Will see what I can do. =)

stale[bot] commented 5 years ago

This issue has been automatically marked as stale because it has not had activity in a long time. If this issue is still relevant and should remain open, please reply with a short explanation (e.g. "I have checked the code and this issue is still relevant because ___."). Thank you for your contributions.

rainboxx commented 5 years ago

Since @stale marked this as Stale is there anything I can do?

Alhadis commented 5 years ago

@rainboxx I second @pchaigno's earlier question:

Would there be any drawback from using the TypeScriptReact grammar to highlight all TypeScript code?

If there's no harm in using a JSX-enabled TypeScript grammar to highlighting ordinary .ts files, then doing so will easily fix this.

rainboxx commented 5 years ago

@Alhadis sorry, I skipped this question, which I thought was directed to someone else but I could've answered this as well...

Actually there could be an issue with the angle-bracket type assertion syntax, which is not allowed when using JSX. It looks like being an opening JSX tag and would most likely break syntax highlighting. I'm sure many people are switching to the as-style but there's still old code and people not using JSX that favor the angle-bracket style.

Alhadis commented 5 years ago

Damn.
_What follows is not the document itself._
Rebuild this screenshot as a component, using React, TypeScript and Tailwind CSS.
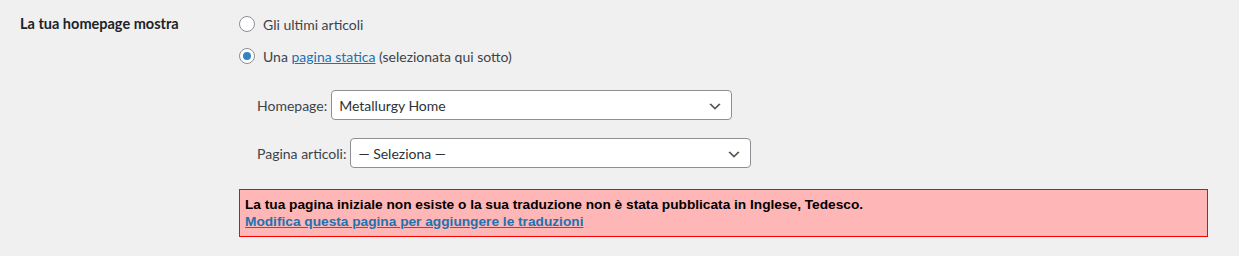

I see what you mean... πŸ˜•

I suppose in the short-term, we can add TSX as a language, but it'll be grouped under TypeScript (and be classified as such in statistics bars). As long as Microsoft don't start phasing out the .tsx extension in favour of just .ts (like Facebook did with the .jsx extension), there shouldn't be any problems with classification.

I describe this as a short-term solution because the long-term desideratum is to have a single grammar which can intelligently highlight both JSX and ordinary JavaScript. Doing so will involve some creative hacks, but I know from experience it's certainly possible. I just need to set aside some time first...

rainboxx commented 5 years ago

@Alhadis sounds like a plan! If there's anything I can help, let me know. Thank you!

Alhadis commented 5 years ago

Send me money.

Nah, I kid. πŸ˜€ Fix submitted in #4511.

Note that it's currently blocked on #4470, as the PR's body will explain.